─── Records shown ───
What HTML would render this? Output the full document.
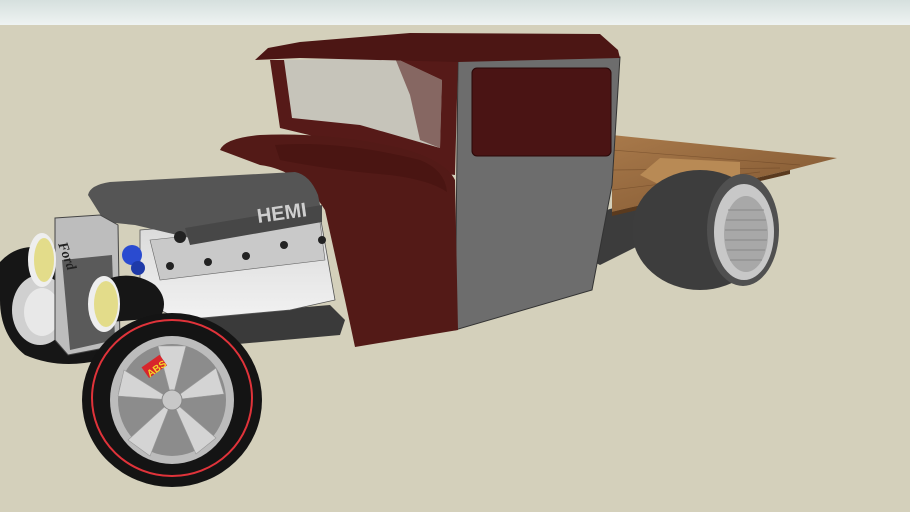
<!DOCTYPE html>
<html><head><meta charset="utf-8"><style>
html,body{margin:0;padding:0;width:910px;height:512px;overflow:hidden;background:#d4d0bb}
svg{display:block}
</style></head><body>
<svg width="910" height="512" viewBox="0 0 910 512" xmlns="http://www.w3.org/2000/svg">
<defs>
<linearGradient id="sky" x1="0" y1="0" x2="0" y2="1"><stop offset="0" stop-color="#d5e0de"/><stop offset="1" stop-color="#eef3f2"/></linearGradient>
<linearGradient id="wood" x1="0" y1="0" x2="1" y2="1"><stop offset="0" stop-color="#a8794a"/><stop offset="1" stop-color="#7e5530"/></linearGradient>
<linearGradient id="eng" x1="0" y1="0" x2="0" y2="1"><stop offset="0" stop-color="#d8d8d8"/><stop offset="1" stop-color="#f2f2f2"/></linearGradient>
</defs>
<rect x="0" y="0" width="910" height="25" fill="url(#sky)"/>
<rect x="0" y="25" width="910" height="487" fill="#d4d0bb"/>
<polygon points="590,215 640,200 650,240 600,265 590,260" fill="#3c3c3c"/>
<polygon points="612,135 837,158 790,170 612,212" fill="url(#wood)"/>
<polygon points="612,212 790,170 790,174 612,216" fill="#5a3a1e"/>
<g stroke="#6b4525" stroke-width="0.7" opacity="0.6">
<line x1="612" y1="150" x2="800" y2="165"/><line x1="612" y1="170" x2="780" y2="168"/><line x1="612" y1="190" x2="760" y2="172"/>
</g>
<polygon points="640,175 660,158 740,162 740,195 700,205" fill="#b88a55"/>
<ellipse cx="700" cy="230" rx="68" ry="60" fill="#3d3d3d"/>
<ellipse cx="743" cy="230" rx="36" ry="56" fill="#505050"/>
<ellipse cx="744" cy="232" rx="30" ry="48" fill="#c8c8c8"/>
<ellipse cx="746" cy="234" rx="22" ry="38" fill="#a8a8a8"/>
<g stroke="#888" stroke-width="1">
<line x1="728" y1="210" x2="764" y2="210"/><line x1="726" y1="220" x2="766" y2="220"/><line x1="725" y1="230" x2="767" y2="230"/><line x1="725" y1="240" x2="767" y2="240"/><line x1="727" y1="250" x2="765" y2="250"/><line x1="730" y1="260" x2="762" y2="260"/>
</g>
<polygon points="458,60 620,57 612,185 592,290 455,330" fill="#6d6d6d" stroke="#333" stroke-width="1"/>
<rect x="472" y="68" width="139" height="88" rx="5" fill="#4a1414" stroke="#2a0808"/>
<polygon points="270,60 458,60 455,175 400,168 330,140 280,128" fill="#561a18"/>
<polygon points="284,60 395,58 442,80 440,148 360,125 292,118" fill="#c6c4ba"/>
<polygon points="395,58 442,80 440,148 420,140 410,95" fill="#5c2a28" opacity="0.6"/>
<polygon points="255,60 268,48 300,42 410,33 600,34 618,50 620,58 458,62 300,58" fill="#4c1614"/>
<path d="M220,150 Q225,138 260,135 Q330,132 400,148 Q445,160 455,180 L458,330 L355,347 L345,300 L325,210 Q300,170 260,165 Z" fill="#531a17"/>
<path d="M275,145 Q340,140 420,160 Q445,170 447,192 Q430,180 390,175 Q330,170 280,160 Z" fill="#4a1512"/>
<polygon points="150,320 330,305 345,320 340,335 170,350" fill="#3a3a3a"/>
<polygon points="140,230 320,215 335,300 290,310 180,320 140,300" fill="url(#eng)" stroke="#555" stroke-width="0.8"/>
<polygon points="150,240 320,222 325,260 160,280" fill="#c9c9c9" stroke="#666" stroke-width="0.6"/>
<path d="M88,195 Q90,185 110,182 L295,172 Q310,175 318,195 L322,215 L190,238 L135,225 L105,222 Z" fill="#555"/>
<polygon points="185,228 322,205 322,222 190,245" fill="#474747"/>
<text x="258" y="223" font-family="Liberation Sans, sans-serif" font-size="20" font-weight="bold" fill="#cfcfcf" transform="rotate(-8 258 223)">HEMI</text>
<g fill="#222">
<circle cx="180" cy="237" r="6"/><circle cx="170" cy="266" r="4"/><circle cx="208" cy="262" r="4"/><circle cx="246" cy="256" r="4"/><circle cx="284" cy="245" r="4"/><circle cx="322" cy="240" r="4"/>
</g>
<circle cx="132" cy="255" r="10" fill="#2a4bd0"/>
<circle cx="138" cy="268" r="7" fill="#1f3aa8"/>
<path d="M0,262 Q20,240 55,250 L95,300 L100,360 Q60,370 25,355 Q0,335 0,300 Z" fill="#161616"/>
<ellipse cx="40" cy="310" rx="28" ry="35" fill="#d0d0d0"/>
<ellipse cx="42" cy="312" rx="18" ry="24" fill="#e8e8e8"/>
<polygon points="55,218 100,215 118,225 120,345 68,355 55,340" fill="#bdbdbd" stroke="#444" stroke-width="1"/>
<polygon points="62,260 112,255 115,340 70,350" fill="#5a5a5a"/>
<text x="58" y="244" font-family="Liberation Serif, serif" font-style="italic" font-weight="bold" font-size="14" fill="#222" transform="rotate(70 58 244)">Ford</text>
<ellipse cx="42" cy="260" rx="14" ry="27" fill="#eee"/>
<ellipse cx="44" cy="260" rx="10" ry="22" fill="#e3dc8a"/>
<path d="M100,282 Q130,268 155,285 Q170,300 160,318 L110,322 Z" fill="#161616"/>
<ellipse cx="104" cy="304" rx="16" ry="28" fill="#eee"/>
<ellipse cx="106" cy="304" rx="12" ry="23" fill="#e3dc8a"/>
<ellipse cx="172" cy="400" rx="90" ry="87" fill="#141414"/>
<ellipse cx="172" cy="398" rx="80" ry="78" fill="none" stroke="#e0333a" stroke-width="2"/>
<ellipse cx="172" cy="400" rx="62" ry="64" fill="#bcbcbc"/>
<ellipse cx="172" cy="400" rx="54" ry="56" fill="#8c8c8c"/>
<g fill="#d4d4d4" stroke="#999" stroke-width="0.6">
<polygon points="172,400 158,346 186,346"/>
<polygon points="172,400 216,368 224,394"/>
<polygon points="172,400 216,438 196,454"/>
<polygon points="172,400 150,456 128,440"/>
<polygon points="172,400 118,396 124,370"/>
</g>
<circle cx="172" cy="400" r="10" fill="#c8c8c8" stroke="#888"/>
<rect x="143" y="360" width="22" height="13" fill="#d8262c" transform="rotate(-35 154 366)"/>
<text x="144" y="373" font-family="Liberation Sans, sans-serif" font-size="10" font-weight="bold" fill="#f3d52a" transform="rotate(-35 154 366)">ABS</text>
</svg>
</body></html>
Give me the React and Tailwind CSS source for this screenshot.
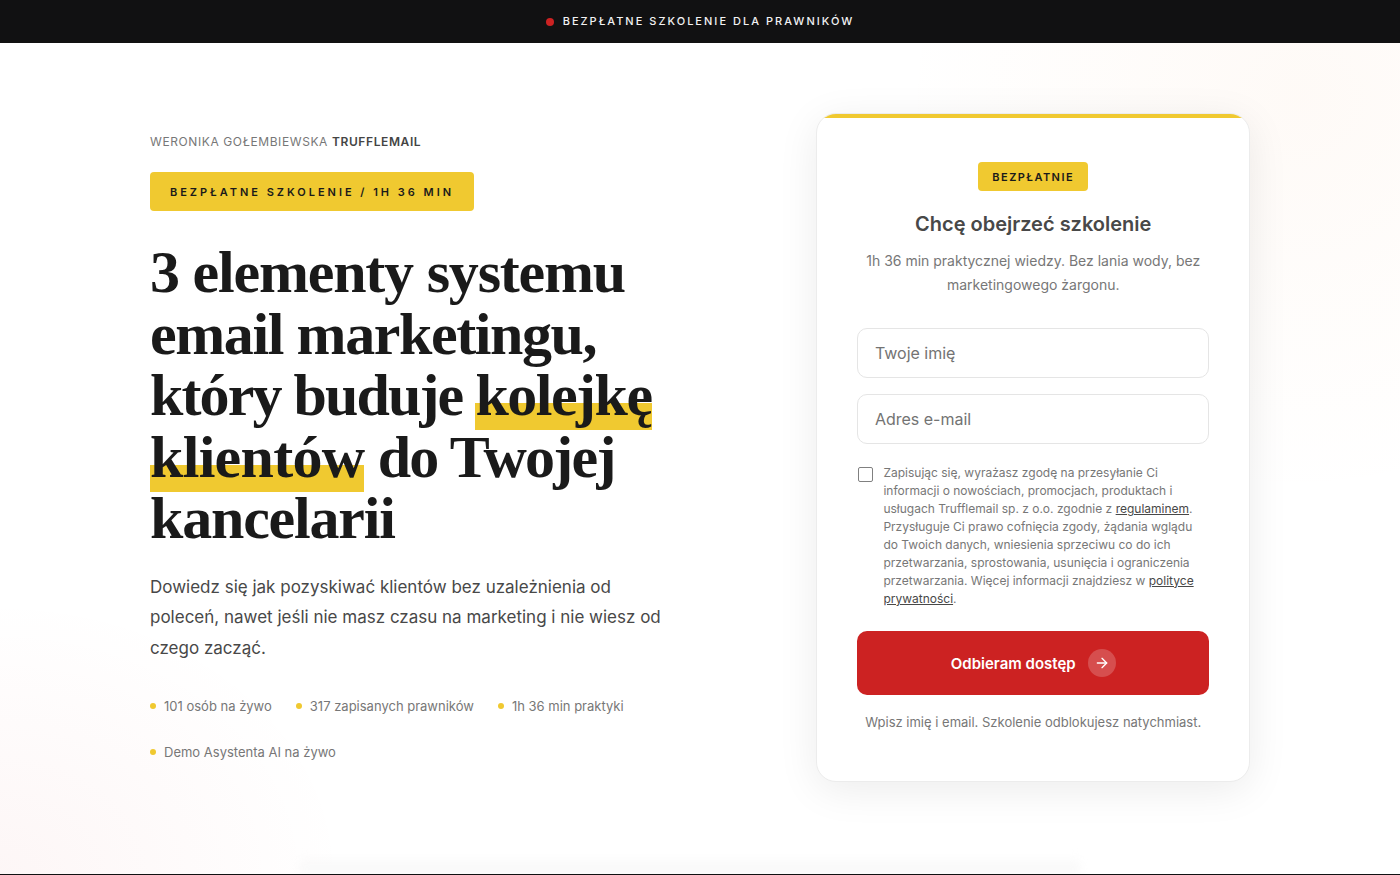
───
* _What you are asked to do_:
Say how many lines in the entries contain the string "this", and leave out everything else.

* _Expected answer_:
2